Using latent variable modeling and multiple imputation to calibrate rater bias in diagnosis assessment

We present an approach that uses latent variable modeling and multiple imputation to correct rater bias when one group of raters tends to be more lenient in assigning a diagnosis than another. Our method assumes that there exists an unobserved moderate category of patient who is assigned a positive diagnosis by one type of rater and a negative diagnosis by the other type. We present a Bayesian random effects censored ordinal probit model that allows us to calibrate the diagnoses across rater types by identifying and multiply imputing 'case' or 'non-case' status for patients in the moderate category. A Markov chain Monte Carlo algorithm is presented to estimate the posterior distribution of the model parameters and generate multiple imputations.

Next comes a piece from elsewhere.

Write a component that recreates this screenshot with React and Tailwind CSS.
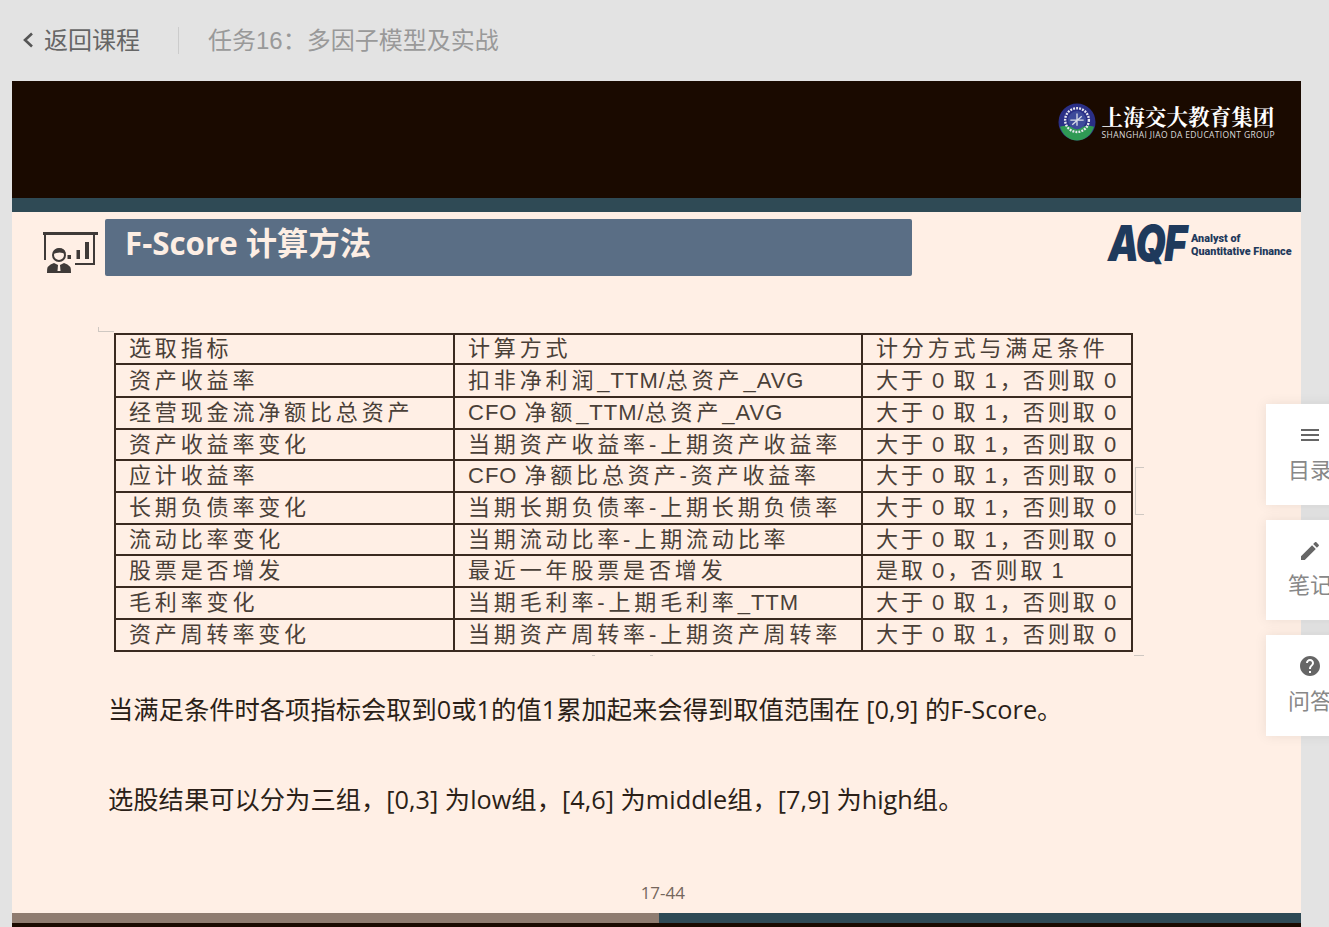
import React from 'react'

const cjk = "font-['Liberation_Sans','Noto_Sans_CJK_SC',sans-serif]"

const cond = '大于 0 取 1，否则取 0'

const rows = [
    { h: 'h-[30px]', cells: ['选取指标', '计算方式', '计分方式与满足条件'] },
    { h: 'h-[33px]', cells: ['资产收益率', '扣非净利润_TTM/总资产_AVG', cond] },
    { h: 'h-[32px]', cells: ['经营现金流净额比总资产', 'CFO 净额_TTM/总资产_AVG', cond] },
    { h: 'h-[31px]', cells: ['资产收益率变化', '当期资产收益率-上期资产收益率', cond] },
    { h: 'h-[32px]', cells: ['应计收益率', 'CFO 净额比总资产-资产收益率', cond] },
    { h: 'h-[32px]', cells: ['长期负债率变化', '当期长期负债率-上期长期负债率', cond] },
    { h: 'h-[31px]', cells: ['流动比率变化', '当期流动比率-上期流动比率', cond] },
    { h: 'h-[32px]', cells: ['股票是否增发', '最近一年股票是否增发', '是取 0，否则取 1'] },
    { h: 'h-[32px]', cells: ['毛利率变化', '当期毛利率-上期毛利率_TTM', cond] },
    { h: 'h-[32px]', cells: ['资产周转率变化', '当期资产周转率-上期资产周转率', cond] },
]

// latin runs sit tighter than the spaced-out chinese, the comma eats less room
const Cell = ({ text }) => text.split(/([A-Za-z_/]+|，)/).map((part, i) => {
    if (part === '，') return <span key={i} className="tracking-[1px]">，</span>
    if (/^[A-Za-z_/]+$/.test(part)) return <span key={i} className="tracking-[1px]">{part}</span>
    return part
})

const Emblem = () => (
    <svg width="38" height="38" viewBox="0 0 40 40">
        <circle cx="20" cy="20" r="19.5" fill="#2a2f86" />
        <path d="M2 25 Q12 22 20 28 Q28 22 38 25 Q33 39 20 39.5 Q7 39 2 25Z" fill="#2f9a55" />
        <circle cx="20" cy="18" r="12.5" fill="none" stroke="#e8e8f0" strokeWidth="2.5" strokeDasharray="2 1.2" />
        <circle cx="20" cy="18" r="9.5" fill="#3d4a9a" />
        <path d="M13 18h14M20 11v13M15 23l10-9" stroke="#d8dbe8" strokeWidth="1.4" />
    </svg>
)

const Presenter = () => (
    <svg width="56" height="41" viewBox="0 0 56 41" fill="#3f3a38">
        <rect x="1" y="0" width="55" height="3" />
        <rect x="2" y="3" width="2" height="25" />
        <rect x="51" y="3" width="2" height="30" />
        <rect x="33" y="31" width="20" height="2" />
        <rect x="25.5" y="23" width="3.5" height="4" />
        <rect x="34.5" y="18" width="3.5" height="9" />
        <rect x="43" y="10" width="4" height="17" />
        <circle cx="17" cy="23" r="6" fill="none" stroke="#3f3a38" strokeWidth="2" />
        <path d="M11 22 Q13 15 20 16.5 Q24 18 23.5 22 Q18 19 11 22Z" />
        <path d="M5 41 Q4 33 12 31 L16 33 L18 33 L22 31 Q30 33 29 41Z" />
        <path d="M16 33h2l.5 6h-3z" fill="#fff0e6" />
    </svg>
)

const SideTab = ({ icon, label, className }) => (
    <div className={`absolute left-[1266px] w-[88px] flex flex-col items-center bg-white shadow-[0_0_12px_rgba(0,0,0,0.08)] text-[22px] leading-[30px] text-[#888] ${className}`}>
        {icon}
        <span className="whitespace-nowrap">{label}</span>
    </div>
)

const Mark = ({ className }) => <div className={`absolute border-[#cfc8c2] ${className}`} />

const App = () => {
    return (
        <div className={`relative h-[927px] w-full overflow-hidden bg-[#e3e3e3] ${cjk}`}>
            <header className="flex h-[81px] items-center pl-[21px]">
                <svg width="14" height="18" viewBox="0 0 14 18" fill="none" stroke="#555" strokeWidth="2.6" className="-mt-[2px] mr-[9px]">
                    <path d="M11 2.5 L4 9 L11 15.5" />
                </svg>
                <span className="text-[24px] text-[#666]">返回课程</span>
                <div className="ml-[38px] mr-[29px] h-[27px] w-px bg-[#ccc]" />
                <span className="text-[24px] text-[#999]">任务16：多因子模型及实战</span>
            </header>

            <div className="ml-[12px] flex h-[846px] w-[1289px] flex-col bg-[#ffefe5]">
                <div className="flex h-[117px] items-start justify-end bg-[#1a0a00] pr-[26px] pt-[22px]">
                    <div className="flex items-center gap-[6px]">
                        <Emblem />
                        <div className="flex flex-col text-white">
                            <span className="mt-[2px] font-['Liberation_Serif','Noto_Serif_CJK_SC','Noto_Sans_CJK_SC',serif] text-[21.6px] font-bold leading-[23px]">上海交大教育集团</span>
                            <span className="font-['Open_Sans',sans-serif] text-[8.5px] leading-[10px] tracking-[0.35px] text-[#ddd]">SHANGHAI JIAO DA EDUCATIONT GROUP</span>
                        </div>
                    </div>
                </div>
                <div className="h-[14px] shrink-0 bg-[#2f4a55]" />

                <div className="mt-[7px] flex h-[57px] items-center">
                    <div className="ml-[30px] mr-[7px] mt-[10px] shrink-0"><Presenter /></div>
                    <div className="flex h-[57px] w-[807px] shrink-0 items-center rounded-[2px] bg-[#5a6e85] pb-[8px] pl-[20px] font-['Open_Sans','Noto_Sans_CJK_SC',sans-serif] text-[31.3px] font-bold text-[#fdeee4]">
                        F-Score 计算方法
                    </div>
                    <div className="ml-[196px] flex items-center pb-[10px] text-[#1f3a5c]">
                        <div className="w-[83px] shrink-0">
                            <span className="block origin-left scale-x-[0.78] font-['Inter',sans-serif] text-[50px] font-black italic leading-none tracking-[-2px]">AQF</span>
                        </div>
                        <div className="flex flex-col pt-[4px] font-['Roboto',sans-serif] text-[10.8px] font-black leading-[13px]">
                            <span>Analyst of</span>
                            <span className="whitespace-nowrap">Quantitative Finance</span>
                        </div>
                    </div>
                </div>

                <table className="ml-[102px] mt-[57px] w-[1017px] table-fixed border-collapse border-2 border-[#3a2a20] text-[22px] tracking-[3.85px] text-[#4a4038] [word-spacing:-3px]">
                    <colgroup>
                        <col className="w-[339px]" />
                        <col className="w-[408px]" />
                        <col className="w-[270px]" />
                    </colgroup>
                    <tbody>
                        {rows.map((row, i) => (
                            <tr key={i} className={row.h}>
                                {row.cells.map((cell, j) => (
                                    <td key={j} className={`whitespace-nowrap border-2 border-[#3a2a20] py-0 pl-[13px] leading-none ${j === 2 && i > 0 ? 'tracking-[3px]' : ''}`}><Cell text={cell} /></td>
                                ))}
                            </tr>
                        ))}
                    </tbody>
                </table>

                <p className="ml-[96px] mt-[41px] whitespace-nowrap font-['Open_Sans','Noto_Sans_CJK_SC',sans-serif] text-[25.3px] leading-[32px] text-[#2b1f18]">当满足条件时各项指标会取到0或1的值1累加起来会得到取值范围在 [0,9] 的F-Score。</p>
                <p className="ml-[96px] mt-[58px] whitespace-nowrap font-['Open_Sans','Noto_Sans_CJK_SC',sans-serif] text-[25.3px] leading-[32px] text-[#2b1f18]">选股结果可以分为三组，[0,3] 为low组，[4,6] 为middle组，[7,9] 为high组。</p>

                <div className="mt-auto flex justify-end pb-[10px] pr-[616px] font-['Open_Sans',sans-serif] text-[17px] leading-[20px] text-[#75665c]">17-44</div>
                <div className="flex h-[10px] shrink-0">
                    <div className="w-[647px] bg-[#8f7c70]" />
                    <div className="flex-1 bg-[#2f4a55]" />
                </div>
                <div className="h-[4px] shrink-0 bg-[#1a0a00]" />
            </div>

            <Mark className="left-[98px] top-[327px] h-[5px] w-[16px] border-b border-l" />
            <Mark className="left-[1135px] top-[467px] h-[48px] w-[9px] border-y border-l" />
            <Mark className="left-[1134px] top-[651px] h-[5px] w-[10px] border-b" />
            <Mark className="left-[592px] top-[655px] h-px w-[3px] border-t" />
            <Mark className="left-[650px] top-[655px] h-px w-[3px] border-t" />

            <SideTab
                className="top-[404px] h-[101px] pt-[19px]"
                label="目录"
                icon={
                    <svg width="24" height="24" viewBox="0 0 24 24" fill="#666" className="mb-[9px]">
                        <path d="M3 18h18v-2H3v2zm0-5h18v-2H3v2zm0-7v2h18V6H3z" />
                    </svg>
                }
            />
            <SideTab
                className="top-[520px] h-[100px] pt-[19px]"
                label="笔记"
                icon={
                    <svg width="24" height="24" viewBox="0 0 24 24" fill="#666" className="mb-[8px]">
                        <path d="M3 17.25V21h3.75L17.81 9.94l-3.75-3.75L3 17.25zM20.71 7.04c.39-.39.39-1.02 0-1.41l-2.34-2.34c-.39-.39-1.02-.39-1.41 0l-1.83 1.83 3.75 3.75 1.83-1.83z" />
                    </svg>
                }
            />
            <SideTab
                className="top-[635px] h-[101px] pt-[19px]"
                label="问答"
                icon={
                    <svg width="24" height="24" viewBox="0 0 24 24" fill="#666" className="mb-[9px]">
                        <path d="M12 2C6.48 2 2 6.48 2 12s4.48 10 10 10 10-4.48 10-10S17.52 2 12 2zm1 17h-2v-2h2v2zm2.07-7.75l-.9.92C13.45 12.9 13 13.5 13 15h-2v-.5c0-1.1.45-2.1 1.17-2.83l1.24-1.26c.37-.36.59-.86.59-1.41 0-1.1-.9-2-2-2s-2 .9-2 2H8c0-2.21 1.79-4 4-4s4 1.79 4 4c0 .88-.36 1.68-.93 2.25z" />
                    </svg>
                }
            />
        </div>
    )
}

export default App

Our method enables the calibrated diagnosis variable to be used in subsequent analyses while also preserving uncertainty in true diagnosis. We apply our model to diagnoses of posttraumatic stress disorder (PTSD) from a depression study where nurse practitioners were twice as likely as clinical psychologists to diagnose PTSD despite the fact that participants were randomly assigned to either a nurse or a psychologist. Our model appears to balance PTSD rates across raters, provides a good fit to the data, and preserves between-rater variability. After calibrating the diagnoses of PTSD across rater types, we perform an analysis looking at the effects of comorbid PTSD on changes in depression scores over time. Results are compared with an analysis that uses the original diagnoses and show that calibrating the PTSD diagnoses can yield different inferences.